═══ INFORMATION PROVIDED

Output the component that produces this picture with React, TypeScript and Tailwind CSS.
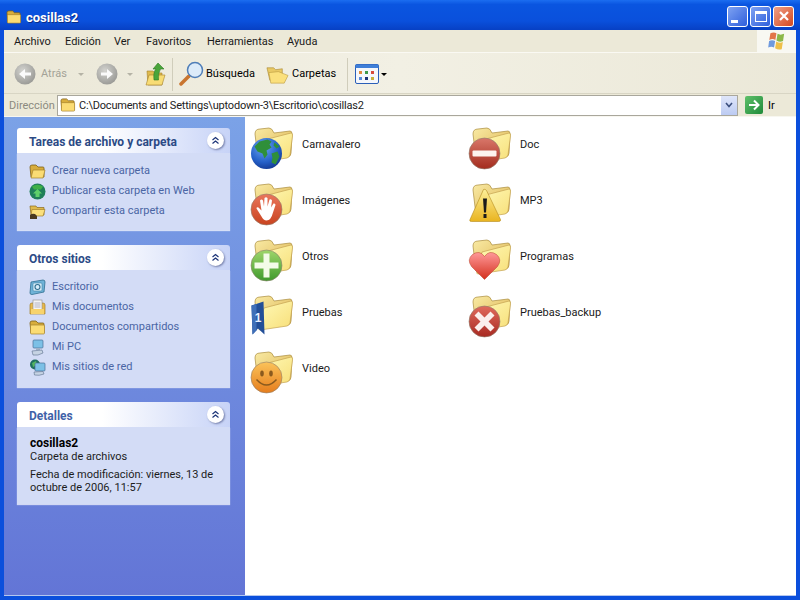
import * as React from 'react';

const FONT = "font-['Roboto','Liberation_Sans',sans-serif]";

const BigFolder: React.FC<{ children?: React.ReactNode; id: string }> = ({ children, id }) => (
  <svg viewBox="0 0 44 44" className="w-[44px] h-[44px] shrink-0">
    <defs>
      <linearGradient id={`back-${id}`} x1="0" y1="0" x2="1" y2="1">
        <stop offset="0" stopColor="#f9eaa4" />
        <stop offset="1" stopColor="#dcb34f" />
      </linearGradient>
      <linearGradient id={`front-${id}`} x1="0" y1="0" x2="1" y2="1">
        <stop offset="0" stopColor="#fffab8" />
        <stop offset="1" stopColor="#f7de78" />
      </linearGradient>
    </defs>
    <path d="M5 8 Q5 3 10 3 L19 2 Q22 2 24 7 L40 5 Q42 5 42 8 L41 27 Q41 30 38 31 L8 33 Z" fill={`url(#back-${id})`} stroke="#a98b3c" strokeWidth="0.7" />
    <path d="M14 14 L41 7 Q43 7 42.5 10 L40 29 Q39.500 31 37 32 L10 36 Q8 36 9 33 Z" fill={`url(#front-${id})`} stroke="#c4a250" strokeWidth="0.7" />
    <g transform="translate(0.5 -1.5)">{children}</g>
  </svg>
);

const Globe = () => (
  <g>
    <defs>
      <radialGradient id="globe" cx="0.4" cy="0.3" r="0.8">
        <stop offset="0" stopColor="#6ba6f2" />
        <stop offset="0.6" stopColor="#2560c8" />
        <stop offset="1" stopColor="#0f2f86" />
      </radialGradient>
    </defs>
    <circle cx="16" cy="29" r="15.500" fill="url(#globe)" />
    <path d="M4 22 L9 17 L17 15 L21 17 L19 20 L21 23 L16 26 L17 30 L14 34 L12 29 L7 27 Z" fill="#2f8f3a" />
    <path d="M21 29 L27 27 L29 32 L25 40 L21 38 L22 33 Z" fill="#2f8f3a" />
    <path d="M24 18 L29 22 L26 24 L23 21 Z" fill="#2f8f3a" />
  </g>
);

const Stop: React.FC<{ id: string; children: React.ReactNode; top?: string; bottom?: string }> = ({
  id,
  children,
  top = '#ee7d63',
  bottom = '#b8331c',
}) => (
  <g>
    <defs>
      <linearGradient id={id} x1="0" y1="0" x2="0" y2="1">
        <stop offset="0" stopColor={top} />
        <stop offset="1" stopColor={bottom} />
      </linearGradient>
    </defs>
    <circle cx="16" cy="29" r="15.500" fill={`url(#${id})`} stroke="#8f7f6f" strokeWidth="0.6" />
    {children}
  </g>
);

const Hand = () => (
  <Stop id="hand" top="#e9765c" bottom="#c9431f">
    <path d="M11 36 L6 28 Q6 26 8 27 L11 30 L9.500 20 Q11 18 12.500 20 L13.500 26 L14 17.500 Q15.500 16 17 17.500 L17 26 L19 19 Q20.500 18 21.500 20 L20.500 27 L23 23 Q25 22.500 25 24.500 L22.500 32 Q20.500 40 16 40 Q13 40 11 36 Z" fill="#fff" />
  </Stop>
);

const Plus = () => (
  <Stop id="plus" top="#9fd66b" bottom="#3f9a2d">
    <path d="M13 17 H19 V26 H28 V32 H19 V41 H13 V32 H4 V26 H13 Z" fill="#f3fbe8" />
  </Stop>
);

const Ribbon = () => (
  <g>
    <path d="M1 13 L13 9 L14 42 L7.500 36 L2 42 Z" fill="#234f98" />
    <path d="M1 13 L6 11.500 L6 38 L2 42 Z" fill="#3f6fb8" />
    <text x="7.500" y="29" fontSize="12" fontWeight="700" textAnchor="middle" fill="#e8f0ff" className="font-['Liberation_Sans']">1</text>
  </g>
);

const Smile = () => (
  <Stop id="smile" top="#fbc35a" bottom="#e57d1d">
    <ellipse cx="11.500" cy="25" rx="1.800" ry="3" fill="#8a5a1e" />
    <ellipse cx="20.500" cy="25" rx="1.800" ry="3" fill="#8a5a1e" />
    <path d="M6 31 Q16 42 26 31" fill="none" stroke="#8a5a1e" strokeWidth="1.500" />
  </Stop>
);

const Minus = () => (
  <Stop id="minus" top="#d9776a" bottom="#a32c1d">
    <rect x="4" y="26" width="24" height="6" rx="1" fill="#fdf3ee" />
  </Stop>
);

const Warning = () => (
  <g>
    <defs>
      <linearGradient id="warn" x1="0" y1="0" x2="0" y2="1">
        <stop offset="0" stopColor="#fdf09a" />
        <stop offset="1" stopColor="#e9b420" />
      </linearGradient>
    </defs>
    <path d="M15 9 Q16.500 8 18 10 L32 39 Q32.500 41 30 41 L3 41 Q0.500 41 1.500 39 Z" fill="url(#warn)" stroke="#b48a1c" strokeWidth="0.6" />
    <path d="M14.500 18 H18.500 L17.500 32 H15.500 Z" fill="#1a1a1a" />
    <rect x="15" y="33.500" width="3" height="4" fill="#1a1a1a" />
  </g>
);

const Heart = () => (
  <g>
    <defs>
      <linearGradient id="heart" x1="0" y1="0" x2="0" y2="1">
        <stop offset="0" stopColor="#f99" />
        <stop offset="1" stopColor="#d4301e" />
      </linearGradient>
    </defs>
    <path d="M16 43 L3 30 Q-2 23 4 18 Q11 13 16 20 Q21 13 28 18 Q34 23 29 30 Z" fill="url(#heart)" stroke="#b8402a" strokeWidth="0.5" />
  </g>
);

const Cross = () => (
  <Stop id="cross" top="#e06a5c" bottom="#a82a22">
    <path d="M10 19 L16 25 L22 19 L26 23 L20 29 L26 35 L22 39 L16 33 L10 39 L6 35 L12 29 L6 23 Z" fill="#fbefec" />
  </Stop>
);

const files = [
  { name: 'Carnavalero', overlay: <Globe /> },
  { name: 'Doc', overlay: <Minus /> },
  { name: 'Imágenes', overlay: <Hand /> },
  { name: 'MP3', overlay: <Warning /> },
  { name: 'Otros', overlay: <Plus /> },
  { name: 'Programas', overlay: <Heart /> },
  { name: 'Pruebas', overlay: <Ribbon /> },
  { name: 'Pruebas_backup', overlay: <Cross /> },
  { name: 'Video', overlay: <Smile /> },
];

const SmallFolder: React.FC<{ open?: boolean; className?: string }> = ({ open, className = 'w-[17px] h-[17px]' }) => (
  <svg viewBox="0 0 17 17" className={className + ' shrink-0'}>
    <path d="M1 4 Q1 2 3 2 H7 L9 4 H14 Q15 4 15 5 V14 H2 Z" fill="#d8ad3c" stroke="#7f5f18" strokeWidth="0.8" />
    {open ? (
      <path d="M2 15 L4 7 H16 L14 15 Z" fill="#fbdc74" stroke="#a5812c" strokeWidth="0.7" />
    ) : (
      <rect x="1.500" y="6" width="14" height="9" rx="1" fill="#fbdc74" stroke="#a5812c" strokeWidth="0.7" />
    )}
  </svg>
);

const GlobeSmall = () => (
  <svg viewBox="0 0 17 17" className="w-[17px] h-[17px] shrink-0">
    <circle cx="8.500" cy="8.500" r="8" fill="#1f7f5a" />
    <path d="M3 3.500 Q8 0 14 3.500 L12 6.500 L5 6.500 Z" fill="#3fb048" />
    <path d="M8.500 6 L13 10.500 H10.500 V14 H6.500 V10.500 H4 Z" fill="#5ed06a" />
  </svg>
);

const ShareSmall = () => (
  <svg viewBox="0 0 17 17" className="w-[17px] h-[17px] shrink-0">
    <path d="M1 3 H7 L8 4.500 H15 V12 H2 Z" fill="#dfba4c" stroke="#8a6a1e" strokeWidth="0.7" />
    <path d="M3 6.500 H16 L14 13 H2 Z" fill="#fbe07c" stroke="#a5812c" strokeWidth="0.7" />
    <path d="M1 12 Q3 10 6 11 L8 13 V16 H1 Z" fill="#4a3a20" />
  </svg>
);

const DesktopSmall = () => (
  <svg viewBox="0 0 17 17" className="w-[17px] h-[17px] shrink-0">
    <path d="M2 3 L14 1 Q16 1 16 3 L15 13 L3 15.500 Q1 15.500 1 14 Z" fill="#6fb3d8" stroke="#2f6f8f" strokeWidth="0.8" />
    <rect x="4" y="4" width="9" height="8" rx="1" fill="#d8eefa" stroke="#3b7fa3" strokeWidth="0.6" />
    <circle cx="8.500" cy="8" r="2.500" fill="none" stroke="#2f6f8f" strokeWidth="1.100" />
  </svg>
);

const DocsSmall = () => (
  <svg viewBox="0 0 17 17" className="w-[17px] h-[17px] shrink-0">
    <path d="M1 6 Q1 4 3 4 H14 Q16 4 16 6 V15 H1 Z" fill="#e9b94a" stroke="#a5812c" strokeWidth="0.7" />
    <rect x="4" y="1" width="9" height="11" fill="#f4f4f4" stroke="#8a8a8a" strokeWidth="0.6" />
    <path d="M5.500 4 H11.500 M5.500 6 H11.500 M5.500 8 H11.500" stroke="#9a9ab0" strokeWidth="0.7" />
    <rect x="2" y="10" width="13" height="5" fill="#f7d36c" />
  </svg>
);

const PcSmall = () => (
  <svg viewBox="0 0 17 17" className="w-[17px] h-[17px] shrink-0">
    <rect x="4" y="1" width="10" height="8" rx="1" fill="#7cc0e6" stroke="#4a6f96" strokeWidth="0.7" />
    <path d="M7 9 H11 V11 H7 Z" fill="#9fb1c7" />
    <path d="M3 12 L13 11 L14 14 Q9 17 4 16 Z" fill="#c6d3e3" stroke="#5a6f8c" strokeWidth="0.6" />
  </svg>
);

const NetSmall = () => (
  <svg viewBox="0 0 17 17" className="w-[17px] h-[17px] shrink-0">
    <circle cx="6" cy="5.500" r="5" fill="#1f6f60" />
    <path d="M3 4 L7 2 L8 6 L4 8 Z" fill="#54b85e" />
    <rect x="6" y="4" width="10" height="8" rx="1" fill="#7cc0e6" stroke="#4a6f96" strokeWidth="0.7" />
    <path d="M5 13 L14 12.500 L15 15 Q10 17 5.500 16 Z" fill="#c6d3e3" stroke="#5a6f8c" strokeWidth="0.6" />
  </svg>
);

const Collapse = () => (
  <span className="w-[17px] h-[17px] rounded-full bg-white shadow-[1px_1px_2px_rgba(60,70,120,0.6)] flex items-center justify-center">
    <svg viewBox="0 0 9 9" className="w-[9px] h-[9px]">
      <path d="M1.500 4 L4.500 1.500 L7.500 4 M1.500 7.500 L4.500 5 L7.500 7.500" fill="none" stroke="#1c3478" strokeWidth="1.200" />
    </svg>
  </span>
);

const Panel: React.FC<{ title: string; titleClass?: string; children: React.ReactNode }> = ({
  title,
  titleClass = 'text-[#2c4a85]',
  children,
}) => (
  <section className="w-[213px]">
    <div className="h-[25px] rounded-t-[3px] bg-[linear-gradient(90deg,#ffffff_40%,#c7d3f7)] flex items-center justify-between pl-[12px] pr-[6px]">
      <h2 className={`mt-[2px] text-[12px] font-bold ${titleClass}`}>{title}</h2>
      <Collapse />
    </div>
    <div className="bg-[#d3dcf6] shadow-[0_1px_1px_rgba(255,255,255,0.7)]">{children}</div>
  </section>
);

const TaskLink: React.FC<{ icon: React.ReactNode; label: string }> = ({ icon, label }) => (
  <a className="h-[20px] flex items-center gap-[6px] text-[11px] text-[#4a65a4]">
    {icon}
    <span>{label}</span>
  </a>
);

const MenuItem: React.FC<{ label: string; w: string }> = ({ label, w }) => <span className={w}>{label}</span>;

const WinButton: React.FC<{ children: React.ReactNode; className: string }> = ({ children, className }) => (
  <div className={`w-[21px] h-[21px] rounded-[3px] border border-white flex items-center justify-center ${className}`}>
    {children}
  </div>
);

const NavArrow: React.FC<{ flip?: boolean }> = ({ flip }) => (
  <svg viewBox="0 0 22 22" className="w-[22px] h-[22px] shrink-0">
    <defs>
      <radialGradient id="nav" cx="0.4" cy="0.35" r="0.8">
        <stop offset="0" stopColor="#d4d4d0" />
        <stop offset="1" stopColor="#8f8f8b" />
      </radialGradient>
    </defs>
    <circle cx="11" cy="11" r="10.500" fill="url(#nav)" />
    <path
      d={flip ? 'M5 9.500 H11 V6 L17 11 L11 16 V12.500 H5 Z' : 'M17 9.500 H11 V6 L5 11 L11 16 V12.500 H17 Z'}
      fill="#fbfbfb"
    />
  </svg>
);

const Caret: React.FC<{ className?: string }> = ({ className = 'border-t-[#b5b3a6]' }) => (
  <span className={`w-0 h-0 border-x-[3px] border-x-transparent border-t-[3px] ${className}`} />
);

export default function App() {
  return (
    <div className={`${FONT} w-[800px] h-[600px] overflow-hidden flex flex-col bg-[#0b4fdc] text-[11px] text-black`}>
      <header className="h-[30px] shrink-0 flex items-center pl-[6px] pr-[6px] bg-[linear-gradient(180deg,#1b6df0_0%,#0a55e0_15%,#0a50dc_70%,#0740c4_100%)]">
        <div className="flex items-center mt-[4px]">
          <SmallFolder className="w-[16px] h-[16px]" />
          <h1 className="ml-[4px] mt-[1px] text-[13px] font-bold text-white [text-shadow:1px_1px_#0a2f8a]">cosillas2</h1>
        </div>
        <div className="ml-auto flex gap-[2px] mt-[2px]">
          <WinButton className="bg-[linear-gradient(135deg,#7ea2f2,#2f5fdc)]">
            <span className="w-[7px] h-[3px] bg-white mt-[10px] mr-[6px]" />
          </WinButton>
          <WinButton className="bg-[linear-gradient(135deg,#7ea2f2,#2f5fdc)]">
            <span className="w-[12px] h-[11px] border border-white border-t-[3px]" />
          </WinButton>
          <WinButton className="bg-[linear-gradient(135deg,#f0a088,#d4481f)]">
            <svg viewBox="0 0 12 12" className="w-[12px] h-[12px]">
              <path d="M2 2 L10 10 M10 2 L2 10" stroke="#fff" strokeWidth="2.200" />
            </svg>
          </WinButton>
        </div>
      </header>

      <div className="flex-1 min-h-0 mx-[4px] flex flex-col bg-[#ece9d8]">
        <nav className="h-[23px] shrink-0 flex items-center border-b border-[#faf9f3] bg-[#ece9d8] text-[#1a1a1a]">
          <div className="flex pl-[10px] mt-[2px]">
            <MenuItem label="Archivo" w="w-[51px]" />
            <MenuItem label="Edición" w="w-[49px]" />
            <MenuItem label="Ver" w="w-[32px]" />
            <MenuItem label="Favoritos" w="w-[61px]" />
            <MenuItem label="Herramientas" w="w-[80px]" />
            <MenuItem label="Ayuda" w="w-[40px]" />
          </div>
          <div className="ml-auto w-[39px] h-[22px] bg-[#f8f8f2] flex items-center justify-center">
            <svg viewBox="0 0 20 18" className="w-[22px] h-[20px]">
              <path d="M4 2 Q7 0.500 9.500 2 L8.500 8 Q6 6.500 3 8 Z" fill="#e2764a" />
              <path d="M10.500 2.500 Q13 4 16.500 2.500 L15.500 9 Q12.500 10.500 9.500 8.500 Z" fill="#8cb84a" />
              <path d="M2.800 9 Q5.500 7.500 8.300 9 L7.300 15 Q5 13.500 2 15 Z" fill="#6f9ade" />
              <path d="M9.300 9.500 Q12.500 11.500 15.300 10 L14.300 16.500 Q11 17.500 8.300 15.500 Z" fill="#eec04a" />
            </svg>
          </div>
        </nav>

        <div className="h-[41px] shrink-0 flex items-center pl-[10px] pt-[2px] border-b border-[#d8d5c4] bg-[linear-gradient(90deg,#ebe8d8,#f2f0e4_50%,#ebe8d8)]">
          <NavArrow />
          <span className="ml-[5px] w-[26px] text-[#a3a297]">Atrás</span>
          <Caret className="ml-[11px] border-t-[#b5b3a6]" />
          <span className="ml-[12px]"><NavArrow flip /></span>
          <Caret className="ml-[9px] border-t-[#b5b3a6]" />
          <svg viewBox="0 0 22 26" className="ml-[12px] w-[22px] h-[26px]">
            <path d="M2 10 H8 L10 12 H17 V24 H3 Z" fill="#dfba4c" stroke="#a5812c" strokeWidth="0.6" />
            <path d="M1 24 L4 14 H20 L17 24 Z" fill="#f8dc74" stroke="#a5812c" strokeWidth="0.6" />
            <path d="M9 19 Q8 11 11 8 L8 8 L13 2 L19 8 L15.500 8 Q13 12 13.500 19 Z" fill="#4aa53a" stroke="#2b7a22" strokeWidth="0.6" />
          </svg>
          <span className="ml-[5px] w-px h-[33px] bg-[#d0cdbb]" />
          <svg viewBox="0 0 25 26" className="ml-[6px] w-[25px] h-[26px]">
            <path d="M2 23 L10 15" stroke="#c9752f" strokeWidth="3.500" strokeLinecap="round" />
            <circle cx="16" cy="9" r="7.500" fill="#dcebf9" stroke="#4f7eb8" strokeWidth="1.500" />
          </svg>
          <span className="ml-[2px] w-[60px]">Búsqueda</span>
          <svg viewBox="0 0 24 24" className="w-[23px] h-[23px]">
            <path d="M1 5 H8 L10 7 L17 6 V18 H4 Z" fill="#e9c964" stroke="#a5812c" strokeWidth="0.6" />
            <path d="M5 21 L3 10 L13 9 L23 13 L19 21 Z" fill="#fbe07c" stroke="#b8983e" strokeWidth="0.6" />
          </svg>
          <span className="ml-[3px] w-[55px]">Carpetas</span>
          <span className="w-px h-[33px] bg-[#d0cdbb]" />
          <svg viewBox="0 0 24 20" className="ml-[7px] w-[24px] h-[20px]">
            <rect x="0.500" y="0.500" width="23" height="19" rx="1.500" fill="#f5f7fb" stroke="#2b5fb8" />
            <rect x="0.500" y="0.500" width="23" height="3.500" fill="#3f7fd8" />
            <path d="M4 7 h3 v3 h-3 Z" fill="#e08a3a" />
            <path d="M10 7 h3 v3 h-3 Z" fill="#3f9a4a" />
            <path d="M16 7 h3 v3 h-3 Z" fill="#d84a3a" />
            <path d="M4 13 h3 v3 h-3 Z" fill="#5a8ad8" />
            <path d="M10 13 h3 v3 h-3 Z" fill="#1c3478" />
            <path d="M16 13 h3 v3 h-3 Z" fill="#c8b03a" />
          </svg>
          <Caret className="ml-[2px] border-t-black" />
        </div>

        <div className="h-[23px] shrink-0 flex items-center pl-[5px] border-b border-[#f8f7f0] bg-[#ece9d8]">
          <span className="w-[48px] mt-[2px] text-[#8b8a80]">Dirección</span>
          <div className="w-[681px] h-[21px] bg-white border border-[#a9a79c] flex items-center pl-[2px]">
            <SmallFolder className="w-[16px] h-[16px]" />
            <span className="ml-[3px] mt-[2px] tracking-[-0.2px] text-[#222]">C:\Documents and Settings\uptodown-3\Escritorio\cosillas2</span>
            <span className="ml-auto w-[16px] h-[19px] bg-[linear-gradient(180deg,#dfe6fa,#bccbf2)] flex items-center justify-center">
              <svg viewBox="0 0 8 6" className="w-[8px] h-[6px]">
                <path d="M1 1 L4 4.500 L7 1" fill="none" stroke="#3b4f7e" strokeWidth="1.600" />
              </svg>
            </span>
          </div>
          <span className="ml-[7px] w-[18px] h-[18px] rounded-[2px] bg-[linear-gradient(135deg,#5fc06a,#1f8a3a)] flex items-center justify-center">
            <svg viewBox="0 0 14 14" className="w-[14px] h-[14px]">
              <path d="M2 7 H11 M7 2.500 L11.500 7 L7 11.500" fill="none" stroke="#fff" strokeWidth="2" />
            </svg>
          </span>
          <span className="ml-[5px] mt-[2px]">Ir</span>
        </div>

        <main className="flex-1 min-h-0 flex border-b border-[#b5c7ef]">
          <aside className="w-[241px] shrink-0 pl-[13px] pt-[11px] flex flex-col gap-[15px] bg-[linear-gradient(180deg,#7ba2e7,#6375d6)]">
            <Panel title="Tareas de archivo y carpeta">
              <div className="pl-[12px] pt-[8px] pb-[9px]">
                <TaskLink icon={<SmallFolder open />} label="Crear nueva carpeta" />
                <TaskLink icon={<GlobeSmall />} label="Publicar esta carpeta en Web" />
                <TaskLink icon={<ShareSmall />} label="Compartir esta carpeta" />
              </div>
            </Panel>
            <Panel title="Otros sitios" titleClass="text-[#2b4a86]">
              <div className="pl-[12px] pt-[7px] pb-[10px]">
                <TaskLink icon={<DesktopSmall />} label="Escritorio" />
                <TaskLink icon={<DocsSmall />} label="Mis documentos" />
                <TaskLink icon={<SmallFolder />} label="Documentos compartidos" />
                <TaskLink icon={<PcSmall />} label="Mi PC" />
                <TaskLink icon={<NetSmall />} label="Mis sitios de red" />
              </div>
            </Panel>
            <Panel title="Detalles" titleClass="text-[#3f62a8]">
              <div className="px-[13px] pt-[10px] pb-[10px] text-[#1c1c1c] leading-[13px]">
                <p className="font-bold text-[12px] leading-[13px] text-black">cosillas2</p>
                <p>Carpeta de archivos</p>
                <p className="mt-[5px]">Fecha de modificación: viernes, 13 de octubre de 2006, 11:57</p>
              </div>
            </Panel>
          </aside>

          <section className="flex-1 bg-white pl-[5px] pt-[3px] grid grid-cols-[218px_218px] auto-rows-[56px] content-start">
            {files.map((f) => (
              <div key={f.name} className="h-[56px] flex items-center gap-[8px] text-[#1a1a1a]">
                <BigFolder id={f.name}>{f.overlay}</BigFolder>
                <span className="-mt-[5px]">{f.name}</span>
              </div>
            ))}
          </section>
        </main>
      </div>
      <footer className="h-[4px] shrink-0 bg-[#0b4fdc]" />
    </div>
  );
}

══════

- GIVEN INSTRUCTION
Check each line above for the string "React", then copy the ones that have it.

- FULL SOLUTION
Output the component that produces this picture with React, TypeScript and Tailwind CSS.
import * as React from 'react';
const BigFolder: React.FC<{ children?: React.ReactNode; id: string }> = ({ children, id }) => (
const Stop: React.FC<{ id: string; children: React.ReactNode; top?: string; bottom?: string }> = ({
const SmallFolder: React.FC<{ open?: boolean; className?: string }> = ({ open, className = 'w-[17px] h-[17px]' }) => (
const Panel: React.FC<{ title: string; titleClass?: string; children: React.ReactNode }> = ({
const TaskLink: React.FC<{ icon: React.ReactNode; label: string }> = ({ icon, label }) => (
const MenuItem: React.FC<{ label: string; w: string }> = ({ label, w }) => <span className={w}>{label}</span>;
const WinButton: React.FC<{ children: React.ReactNode; className: string }> = ({ children, className }) => (
const NavArrow: React.FC<{ flip?: boolean }> = ({ flip }) => (
const Caret: React.FC<{ className?: string }> = ({ className = 'border-t-[#b5b3a6]' }) => (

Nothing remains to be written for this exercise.